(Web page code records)
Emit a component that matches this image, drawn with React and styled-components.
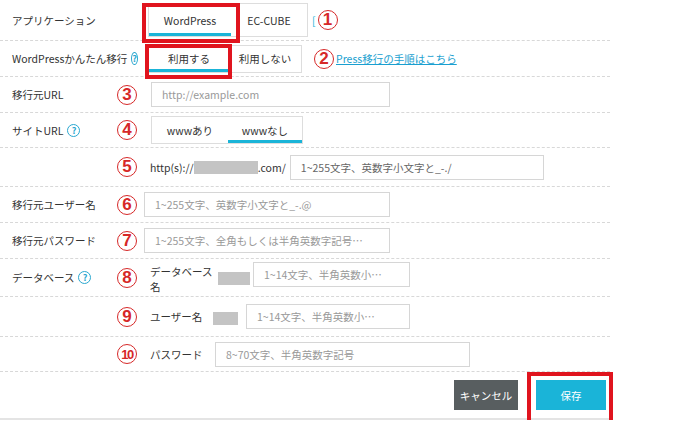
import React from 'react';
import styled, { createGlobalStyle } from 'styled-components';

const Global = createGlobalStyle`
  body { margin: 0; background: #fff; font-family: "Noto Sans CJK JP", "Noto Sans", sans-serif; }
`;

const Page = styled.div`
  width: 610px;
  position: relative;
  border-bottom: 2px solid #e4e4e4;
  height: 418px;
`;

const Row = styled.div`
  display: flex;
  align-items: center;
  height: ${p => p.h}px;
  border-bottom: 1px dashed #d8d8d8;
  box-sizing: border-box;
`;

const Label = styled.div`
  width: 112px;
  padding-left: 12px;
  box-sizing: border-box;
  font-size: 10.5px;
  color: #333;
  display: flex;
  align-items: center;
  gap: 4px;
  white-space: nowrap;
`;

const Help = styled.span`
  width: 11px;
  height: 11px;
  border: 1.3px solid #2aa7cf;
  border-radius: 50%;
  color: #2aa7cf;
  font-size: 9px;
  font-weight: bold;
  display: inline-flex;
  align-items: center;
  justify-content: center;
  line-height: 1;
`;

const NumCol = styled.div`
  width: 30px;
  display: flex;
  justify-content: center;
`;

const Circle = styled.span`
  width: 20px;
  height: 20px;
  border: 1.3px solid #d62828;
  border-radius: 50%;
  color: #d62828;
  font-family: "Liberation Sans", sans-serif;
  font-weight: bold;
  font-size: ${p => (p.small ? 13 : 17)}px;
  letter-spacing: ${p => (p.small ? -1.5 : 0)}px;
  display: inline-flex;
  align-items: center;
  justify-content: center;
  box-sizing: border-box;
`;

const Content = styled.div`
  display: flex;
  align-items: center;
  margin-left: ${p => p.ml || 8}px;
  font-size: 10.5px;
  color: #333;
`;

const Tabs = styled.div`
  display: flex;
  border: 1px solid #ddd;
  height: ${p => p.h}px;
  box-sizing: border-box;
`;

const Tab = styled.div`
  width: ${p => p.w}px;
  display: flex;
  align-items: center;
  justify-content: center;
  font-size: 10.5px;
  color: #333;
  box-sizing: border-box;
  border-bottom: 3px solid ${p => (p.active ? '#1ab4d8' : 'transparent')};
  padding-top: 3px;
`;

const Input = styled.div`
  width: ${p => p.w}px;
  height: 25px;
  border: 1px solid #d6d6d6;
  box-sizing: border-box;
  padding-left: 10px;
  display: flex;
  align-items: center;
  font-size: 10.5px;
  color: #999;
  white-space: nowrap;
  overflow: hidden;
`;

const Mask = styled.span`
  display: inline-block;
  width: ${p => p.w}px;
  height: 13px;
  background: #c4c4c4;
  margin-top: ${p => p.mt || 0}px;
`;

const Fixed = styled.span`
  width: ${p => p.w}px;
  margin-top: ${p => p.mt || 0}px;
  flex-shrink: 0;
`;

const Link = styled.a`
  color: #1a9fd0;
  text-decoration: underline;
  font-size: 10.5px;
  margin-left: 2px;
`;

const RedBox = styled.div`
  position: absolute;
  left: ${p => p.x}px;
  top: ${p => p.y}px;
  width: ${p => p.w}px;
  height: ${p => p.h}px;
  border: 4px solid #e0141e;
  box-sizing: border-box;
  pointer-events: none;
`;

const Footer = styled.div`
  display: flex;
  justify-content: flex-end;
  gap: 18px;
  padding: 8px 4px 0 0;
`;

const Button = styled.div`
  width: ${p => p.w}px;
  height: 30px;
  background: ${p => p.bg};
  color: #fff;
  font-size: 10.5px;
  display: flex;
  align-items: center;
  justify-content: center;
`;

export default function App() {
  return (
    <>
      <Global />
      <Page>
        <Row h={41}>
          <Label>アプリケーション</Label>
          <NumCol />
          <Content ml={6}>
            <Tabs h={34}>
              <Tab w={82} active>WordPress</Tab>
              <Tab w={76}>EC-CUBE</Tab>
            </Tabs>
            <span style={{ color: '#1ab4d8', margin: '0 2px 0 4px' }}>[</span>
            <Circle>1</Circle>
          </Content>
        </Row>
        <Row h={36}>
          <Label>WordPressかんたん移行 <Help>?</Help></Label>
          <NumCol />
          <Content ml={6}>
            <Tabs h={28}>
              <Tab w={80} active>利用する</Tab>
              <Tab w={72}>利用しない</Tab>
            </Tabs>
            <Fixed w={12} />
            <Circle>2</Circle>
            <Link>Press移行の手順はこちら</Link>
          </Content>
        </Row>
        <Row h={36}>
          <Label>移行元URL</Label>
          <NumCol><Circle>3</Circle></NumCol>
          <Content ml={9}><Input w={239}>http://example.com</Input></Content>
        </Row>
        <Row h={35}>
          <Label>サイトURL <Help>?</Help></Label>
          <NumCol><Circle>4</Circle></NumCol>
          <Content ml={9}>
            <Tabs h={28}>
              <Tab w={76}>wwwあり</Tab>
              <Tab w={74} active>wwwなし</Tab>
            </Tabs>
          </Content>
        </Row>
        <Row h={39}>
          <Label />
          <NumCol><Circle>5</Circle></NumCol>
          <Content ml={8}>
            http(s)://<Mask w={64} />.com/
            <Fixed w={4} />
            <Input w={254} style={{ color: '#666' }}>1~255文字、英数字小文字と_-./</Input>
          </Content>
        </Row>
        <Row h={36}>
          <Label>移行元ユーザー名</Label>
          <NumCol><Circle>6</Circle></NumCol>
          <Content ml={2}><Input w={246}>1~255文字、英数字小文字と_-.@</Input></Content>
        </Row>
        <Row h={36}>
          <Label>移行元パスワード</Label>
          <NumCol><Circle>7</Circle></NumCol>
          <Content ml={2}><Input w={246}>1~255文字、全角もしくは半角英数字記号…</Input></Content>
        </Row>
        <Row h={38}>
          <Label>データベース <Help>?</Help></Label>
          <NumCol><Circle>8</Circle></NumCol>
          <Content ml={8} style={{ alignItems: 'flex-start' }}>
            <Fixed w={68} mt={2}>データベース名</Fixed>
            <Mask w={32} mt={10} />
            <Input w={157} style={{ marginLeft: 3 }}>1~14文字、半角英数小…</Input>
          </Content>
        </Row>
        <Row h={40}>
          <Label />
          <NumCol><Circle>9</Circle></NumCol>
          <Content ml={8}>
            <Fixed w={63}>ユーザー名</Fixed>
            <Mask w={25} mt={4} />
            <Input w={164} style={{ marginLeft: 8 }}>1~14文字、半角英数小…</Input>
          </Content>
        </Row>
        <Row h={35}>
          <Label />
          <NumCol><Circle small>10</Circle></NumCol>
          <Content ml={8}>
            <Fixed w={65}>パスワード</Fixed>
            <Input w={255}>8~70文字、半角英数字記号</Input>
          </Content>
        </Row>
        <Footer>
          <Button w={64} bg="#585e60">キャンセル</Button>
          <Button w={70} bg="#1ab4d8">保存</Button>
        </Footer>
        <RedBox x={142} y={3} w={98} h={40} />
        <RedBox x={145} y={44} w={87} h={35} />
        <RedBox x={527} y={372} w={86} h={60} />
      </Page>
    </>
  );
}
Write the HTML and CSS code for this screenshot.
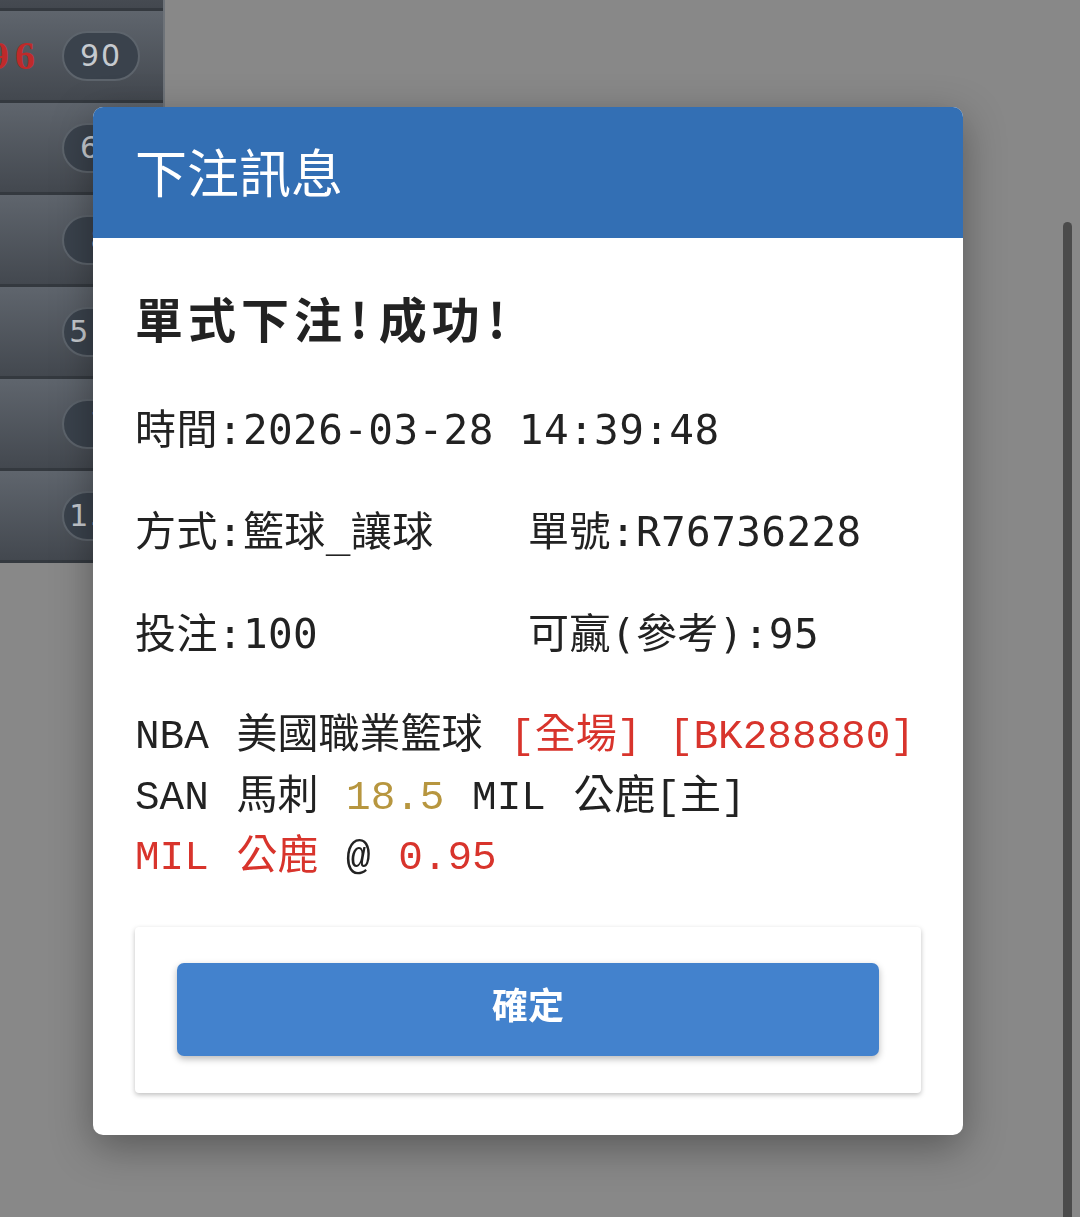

Exercise goal:
Identify the lines in the entries that hold "React" and return each one.

Solution for this problem:
Emit a component that matches this image, drawn with React and styled-components.
import React from 'react';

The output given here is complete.